Anyone that had not tried kung pao chicken with the real Szechuan peppercorns owes it to themselves to give it a try. It is like a little bit of heaven mixed with a little bit of hell. the flavor is spicy but dynamic and it elevates the dish to a whole new level.

Post 2

@ZsaZsa56 - I know what you mean. I've eaten a lot of bad kung pao chicken myself. But I would suggest to you that you should try making it yourself.

My biggest problem with a lot of Chinese take out places is that they use very low quality meat. The vegetables and sauces are not the highest quality either but I think the cheapness really comes out in the meat. This has rendered at least a few of my Chinese dinners inedible.

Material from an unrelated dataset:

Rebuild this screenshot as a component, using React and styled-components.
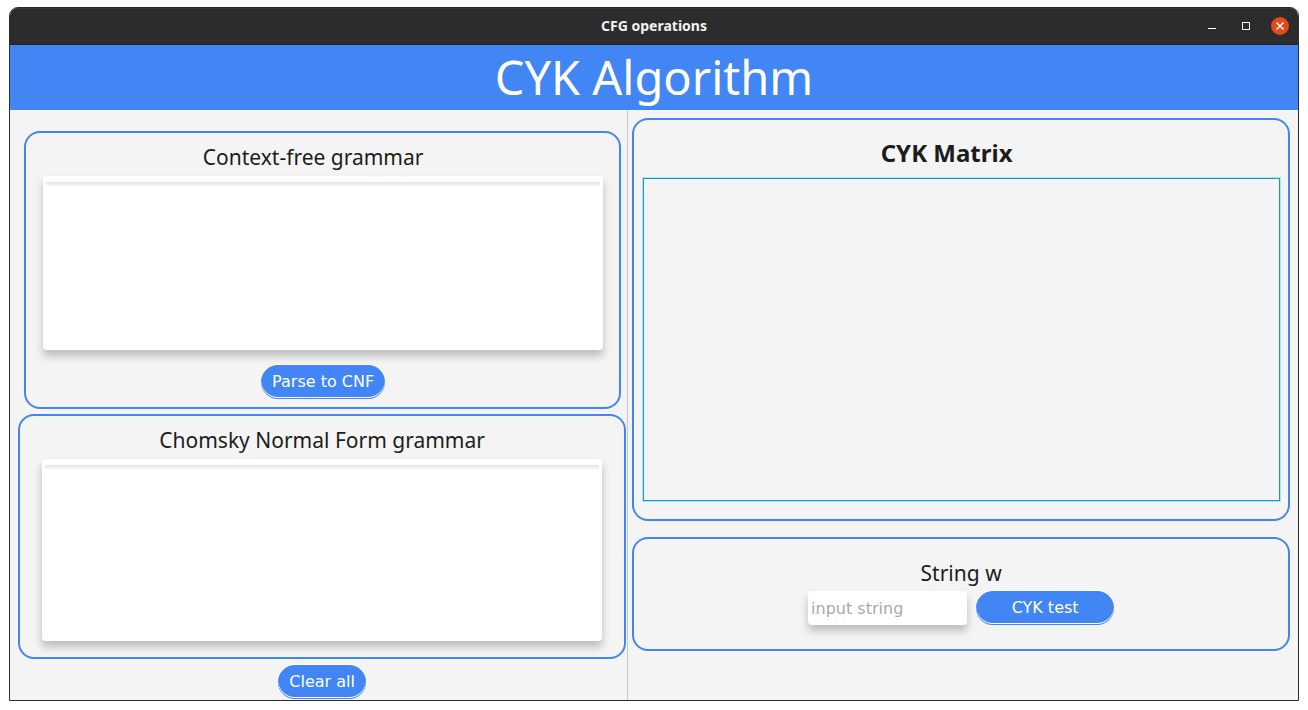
import React from "react";
import styled, { createGlobalStyle } from "styled-components";

const blue = "#4285f4";
const surface = "#f4f4f4";
const frame = "#2c2c2c";
const displayFont = '"Noto Sans", "Open Sans", sans-serif';
const controlFont = '"DejaVu Sans", sans-serif';

const GlobalStyle = createGlobalStyle`
  * { box-sizing: border-box; }
  body {
    margin: 0;
    background: #fff;
    color: #1c1c1c;
    font-family: ${displayFont};
  }
`;

const Window = styled.div`
  display: flex;
  flex-direction: column;
  min-height: calc(100vh - 16px);
  margin: 7px 9px 9px;
  border: 1px solid ${frame};
  border-radius: 9px 9px 0 0;
  background: ${surface};
  overflow: hidden;
`;

const TitleBar = styled.header`
  display: grid;
  grid-template-columns: 1fr auto 1fr;
  align-items: center;
  height: 37px;
  padding: 0 9px;
  background: ${frame};
  border-bottom: 1px solid #232323;
  box-shadow: inset 0 1px 0 #383838;
`;

const WindowTitle = styled.span`
  grid-column: 2;
  color: #f4f2ee;
  font-size: 14px;
  font-weight: 700;
  line-height: 20px;
`;

const WindowControls = styled.div`
  display: flex;
  justify-content: flex-end;
  gap: 16px;
`;

const WindowButton = styled.button`
  width: 18px;
  height: 18px;
  padding: 0;
  border: 0;
  border-radius: 50%;
  background: ${(p) => (p.$accent ? "#e24a17" : "transparent")};

  svg { display: block; }
`;

const Banner = styled.h1`
  margin: 0;
  background: ${blue};
  color: #fff;
  font-size: 47px;
  font-weight: 400;
  line-height: 65px;
  text-align: center;
`;

const Columns = styled.main`
  display: grid;
  grid-template-columns: 48% minmax(0, 1fr);
  flex: 1;
`;

const GrammarColumn = styled.section`
  display: flex;
  flex-direction: column;
  gap: 5px;
  padding: 21px 1px 1px 8px;
  border-right: 1px solid #c8c8c8;
`;

const MatrixColumn = styled.section`
  display: flex;
  flex-direction: column;
  gap: 16px;
  padding: 8px 8px 8px 4px;
`;

const Panel = styled.div`
  display: flex;
  flex-direction: column;
  padding: ${(p) => p.$padding};
  margin: ${(p) => (p.$inset ? "0 5px 0 6px" : "0")};
  border: 2px solid ${blue};
  border-radius: 16px;
`;

const FieldLabel = styled.label`
  padding-right: ${(p) => (p.$shifted ? "20px" : "0")};
  font-size: 21px;
  line-height: 30px;
  text-align: center;
`;

const MatrixTitle = styled.h2`
  margin: 0;
  padding-right: 30px;
  font-size: 24px;
  font-weight: 700;
  line-height: 30px;
  text-align: center;
`;

const GrammarArea = styled.textarea`
  display: block;
  width: 100%;
  height: ${(p) => (p.$tall ? "182px" : "174px")};
  margin-top: 4px;
  padding: 8px;
  border: 0;
  border-radius: 4px;
  outline: 0;
  resize: none;
  background: linear-gradient(#e2e2e2, #fff) center 6px / calc(100% - 6px) 5px no-repeat #fff;
  box-shadow: 0 6px 8px rgba(0, 0, 0, 0.23);
  font: 16px ${controlFont};
`;

const PillButton = styled.button`
  align-self: center;
  height: 34px;
  min-width: ${(p) => (p.$wide ? "138px" : "0")};
  padding: 0 11px 1px;
  border: 0;
  border-radius: 17px;
  background: ${blue};
  box-shadow: inset 0 -1px 0 ${blue}, inset 0 -2px 0 #fff, 0 -1px 0 #fff;
  color: #fff;
  font: 16px/32px ${controlFont};
`;

const GrammarAction = styled(PillButton)`
  margin-top: 15px;
`;

const ClearAction = styled(PillButton)`
  margin-top: 1px;
`;

const Matrix = styled.div`
  height: 323px;
  margin-top: 10px;
  border: 1px solid #039ed3;
  box-shadow: 0 0 0 1px rgba(3, 158, 211, 0.25);
`;

const TestRow = styled.form`
  display: flex;
  align-items: center;
  justify-content: center;
  gap: 9px;
  margin-top: 3px;
`;

const StringInput = styled.input`
  width: 159px;
  height: 34px;
  padding: 0 3px;
  border: 0;
  border-radius: 4px;
  outline: 0;
  background: #fff;
  box-shadow: 0 6px 8px rgba(0, 0, 0, 0.23);
  font: 16px ${controlFont};

  &::placeholder { color: #aaa; opacity: 1; }
`;

function ControlIcon({ children }) {
  return (
    <svg width="18" height="18" viewBox="0 0 18 18" fill="none" stroke="#fff" aria-hidden="true">
      {children}
    </svg>
  );
}

export default function App() {
  return (
    <>
      <GlobalStyle />
      <Window>
        <TitleBar>
          <WindowTitle>CFG operations</WindowTitle>
          <WindowControls>
            <WindowButton type="button" aria-label="Minimize">
              <ControlIcon><path d="M5 11.5h8" /></ControlIcon>
            </WindowButton>
            <WindowButton type="button" aria-label="Maximize">
              <ControlIcon><path d="M5.500 5.500h7v7h-7z" /></ControlIcon>
            </WindowButton>
            <WindowButton type="button" aria-label="Close" $accent>
              <ControlIcon><path d="M5.500 5.500l7 7M12.500 5.500l-7 7" strokeWidth="1.500" /></ControlIcon>
            </WindowButton>
          </WindowControls>
        </TitleBar>
        <Banner>CYK Algorithm</Banner>
        <Columns>
          <GrammarColumn>
            <Panel $inset $padding="9px 16px 8px 17px">
              <FieldLabel htmlFor="cfg" $shifted>Context-free grammar</FieldLabel>
              <GrammarArea id="cfg" />
              <GrammarAction type="button">Parse to CNF</GrammarAction>
            </Panel>
            <Panel $padding="9px 22px 16px">
              <FieldLabel htmlFor="cnf">Chomsky Normal Form grammar</FieldLabel>
              <GrammarArea id="cnf" $tall readOnly />
            </Panel>
            <ClearAction type="button">Clear all</ClearAction>
          </GrammarColumn>
          <MatrixColumn>
            <Panel $padding="18px 8px 18px 9px">
              <MatrixTitle>CYK Matrix</MatrixTitle>
              <Matrix />
            </Panel>
            <Panel $padding="19px 8px 24px">
              <FieldLabel htmlFor="word">String w</FieldLabel>
              <TestRow onSubmit={(e) => e.preventDefault()}>
                <StringInput id="word" type="text" placeholder="input string" />
                <PillButton type="submit" $wide>CYK test</PillButton>
              </TestRow>
            </Panel>
          </MatrixColumn>
        </Columns>
      </Window>
    </>
  );
}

But Chinese cooking is easier than you would expect and you can buy pre-made kung pao sauce at the grocery store in the ethnic foods aisle. If you combine the sauce with some high quality chicken and vegetables you will have an easy and delicious meal that might rival the kung pao chicken you had that first time.

Post 1

The first time I ever tried kung pao chicken it was incredible. It was from a little Chinese take out place in Long Island. But I was just visiting the area and when I went home to Massachusetts I could never find a restaurant that made kung pao chicken as tasty as that first place I'd had it.

Seriously, I must have ordered kung pao chicken at 25 different places and it always ranged from disappointing to disgusting. There was some kind of magic in that first place I tried it. Finally I gave up and went back to my standard fare which has always been sweet and sour shrimp. Chinese take out is so hit or miss and sometimes the good ones are two states away.